** Exercise task **
Take every line from the first down to the line with "const COLUMNS = '176px" and set it down exactly, without the pictures.

** Collected data **
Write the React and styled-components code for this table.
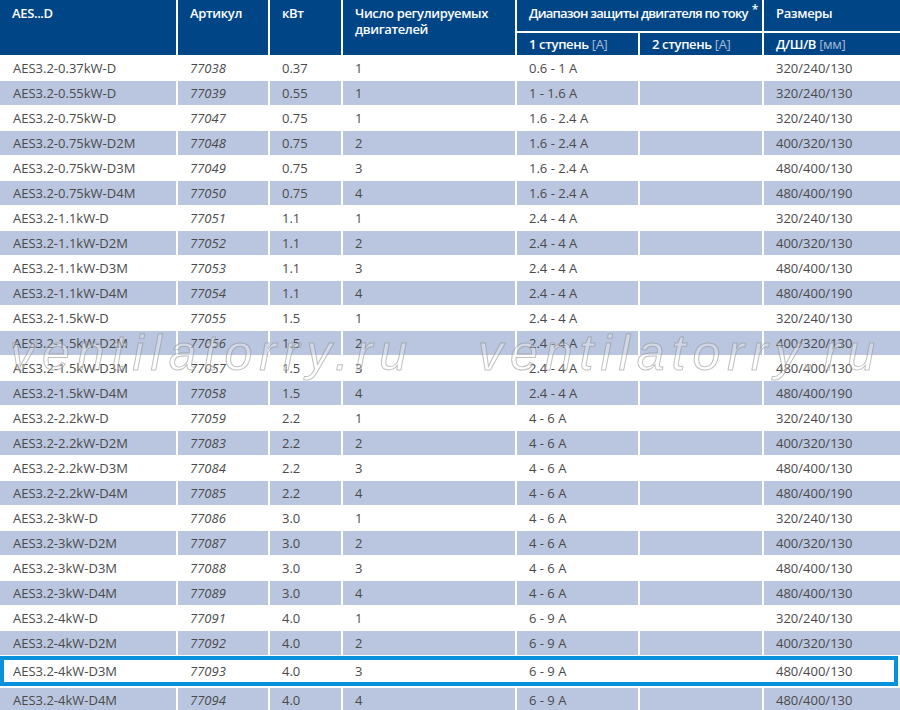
import React from 'react';
import styled, { createGlobalStyle, css } from 'styled-components';

const COLUMNS = '176px 90px 71px 172px 121px 122px 1fr';

const rows = [
  ['AES3.2-0.37kW-D', '77038', '0.37', '1', '0.6 - 1 A', '320/240/130'],
  ['AES3.2-0.55kW-D', '77039', '0.55', '1', '1 - 1.6 A', '320/240/130'],
  ['AES3.2-0.75kW-D', '77047', '0.75', '1', '1.6 - 2.4 A', '320/240/130'],
  ['AES3.2-0.75kW-D2M', '77048', '0.75', '2', '1.6 - 2.4 A', '400/320/130'],
  ['AES3.2-0.75kW-D3M', '77049', '0.75', '3', '1.6 - 2.4 A', '480/400/130'],
  ['AES3.2-0.75kW-D4M', '77050', '0.75', '4', '1.6 - 2.4 A', '480/400/190'],
  ['AES3.2-1.1kW-D', '77051', '1.1', '1', '2.4 - 4 A', '320/240/130'],
  ['AES3.2-1.1kW-D2M', '77052', '1.1', '2', '2.4 - 4 A', '400/320/130'],
  ['AES3.2-1.1kW-D3M', '77053', '1.1', '3', '2.4 - 4 A', '480/400/130'],
  ['AES3.2-1.1kW-D4M', '77054', '1.1', '4', '2.4 - 4 A', '480/400/190'],
  ['AES3.2-1.5kW-D', '77055', '1.5', '1', '2.4 - 4 A', '320/240/130'],
  ['AES3.2-1.5kW-D2M', '77056', '1.5', '2', '2.4 - 4 A', '400/320/130'],
  ['AES3.2-1.5kW-D3M', '77057', '1.5', '3', '2.4 - 4 A', '480/400/130'],
  ['AES3.2-1.5kW-D4M', '77058', '1.5', '4', '2.4 - 4 A', '480/400/190'],
  ['AES3.2-2.2kW-D', '77059', '2.2', '1', '4 - 6 A', '320/240/130'],
  ['AES3.2-2.2kW-D2M', '77083', '2.2', '2', '4 - 6 A', '400/320/130'],
  ['AES3.2-2.2kW-D3M', '77084', '2.2', '3', '4 - 6 A', '480/400/130'],
  ['AES3.2-2.2kW-D4M', '77085', '2.2', '4', '4 - 6 A', '480/400/190'],
  ['AES3.2-3kW-D', '77086', '3.0', '1', '4 - 6 A', '320/240/130'],
  ['AES3.2-3kW-D2M', '77087', '3.0', '2', '4 - 6 A', '400/320/130'],
  ['AES3.2-3kW-D3M', '77088', '3.0', '3', '4 - 6 A', '480/400/130'],
  ['AES3.2-3kW-D4M', '77089', '3.0', '4', '4 - 6 A', '480/400/130'],
  ['AES3.2-4kW-D', '77091', '4.0', '1', '6 - 9 A', '320/240/130'],
  ['AES3.2-4kW-D2M', '77092', '4.0', '2', '6 - 9 A', '400/320/130'],
  ['AES3.2-4kW-D3M', '77093', '4.0', '3', '6 - 9 A', '480/400/130'],
  ['AES3.2-4kW-D4M', '77094', '4.0', '4', '6 - 9 A', '480/400/130'],
];

const HIGHLIGHTED = 24;

const GlobalStyle = createGlobalStyle`
  html, body {
    margin: 0;
    padding: 0;
    background: #fff;
    overflow: hidden;
  }
  body {
    font-family: 'Open Sans', 'Liberation Sans', sans-serif;
  }
`;

const Page = styled.div`
  position: relative;
  width: 900px;
  height: 710px;
  overflow: hidden;
  display: flex;
  flex-direction: column;
  gap: 1px;
`;

const Header = styled.div`
  display: grid;
  grid-template-columns: ${COLUMNS};
  grid-template-rows: 31px 22px;
  gap: 2px;
`;

const HeadCell = styled.div`
  background: #004687;
  color: #fff;
  font-size: 13px;
  font-weight: 600;
  letter-spacing: ${({ tight }) => (tight ? '-0.75px' : '-0.35px')};
  line-height: 16px;
  padding: ${({ sub }) => (sub ? '3px 12px 0' : '5px 6px 0 12px')};
  grid-column: ${({ col }) => col};
  grid-row: ${({ row }) => row || 'auto'};
  white-space: ${({ wrap }) => (wrap ? 'normal' : 'nowrap')};
  overflow: hidden;
`;

const Unit = styled.span`
  font-weight: 400;
  color: #a9bbdb;
`;

const Star = styled.sup`
  font-size: 12px;
  line-height: 0;
  vertical-align: 4px;
  margin-left: 4px;
`;

const Body = styled.div`
  display: flex;
  flex-direction: column;
  gap: 2px;
`;

const Row = styled.div`
  display: grid;
  grid-template-columns: ${COLUMNS};
  column-gap: 2px;
  height: 23px;
  flex-shrink: 0;
  ${({ highlighted }) => highlighted && css`
    height: 30px;
    margin-right: 2px;
    box-shadow: inset 0 0 0 4px #0891db;
  `}
`;

const Cell = styled.div`
  background: ${({ shaded }) => (shaded ? '#bac6df' : 'transparent')};
  color: #4a4a4a;
  font-size: 13px;
  font-style: ${({ italic }) => (italic ? 'italic' : 'normal')};
  line-height: 23px;
  padding: 1px 12px 0 ${({ first }) => (first ? '13px' : '12px')};
  display: flex;
  align-items: center;
  white-space: nowrap;
`;

const Watermark = styled.div`
  position: absolute;
  top: 324px;
  left: ${({ left }) => left}px;
  font-family: 'Liberation Sans', sans-serif;
  font-style: italic;
  font-size: 50px;
  letter-spacing: 7px;
  color: rgba(255, 255, 255, 0.3);
  -webkit-text-stroke: 1px rgba(140, 140, 140, 0.55);
  pointer-events: none;
  white-space: nowrap;
`;

export default function App() {
  return (
    <>
      <GlobalStyle />
      <Page>
        <Header>
          <HeadCell col="1" row="1 / 3">AES...D</HeadCell>
          <HeadCell col="2" row="1 / 3">Артикул</HeadCell>
          <HeadCell col="3" row="1 / 3">кВт</HeadCell>
          <HeadCell col="4" row="1 / 3" wrap>
            Число регулируемых двигателей
          </HeadCell>
          <HeadCell col="5 / 7" row="1" tight>
            Диапазон защиты двигателя по току<Star>*</Star>
          </HeadCell>
          <HeadCell col="7" row="1">Размеры</HeadCell>
          <HeadCell col="5" row="2" sub>1 ступень <Unit>[A]</Unit></HeadCell>
          <HeadCell col="6" row="2" sub>2 ступень <Unit>[A]</Unit></HeadCell>
          <HeadCell col="7" row="2" sub>Д/Ш/В <Unit>[мм]</Unit></HeadCell>
        </Header>
        <Body>
          {rows.map((r, i) => {
            const shaded = i % 2 === 1;
            return (
              <Row key={r[1]} highlighted={i === HIGHLIGHTED}>
                <Cell shaded={shaded} first>{r[0]}</Cell>
                <Cell shaded={shaded} italic>{r[1]}</Cell>
                <Cell shaded={shaded}>{r[2]}</Cell>
                <Cell shaded={shaded}>{r[3]}</Cell>
                <Cell shaded={shaded}>{r[4]}</Cell>
                <Cell shaded={shaded} />
                <Cell shaded={shaded}>{r[5]}</Cell>
              </Row>
            );
          })}
        </Body>
        <Watermark left={10}>ventilatorry.ru</Watermark>
        <Watermark left={478}>ventilatorry.ru</Watermark>
      </Page>
    </>
  );
}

** Solution to the problem **
Write the React and styled-components code for this table.
import React from 'react';
import styled, { createGlobalStyle, css } from 'styled-components';

const COLUMNS = '176px 90px 71px 172px 121px 122px 1fr';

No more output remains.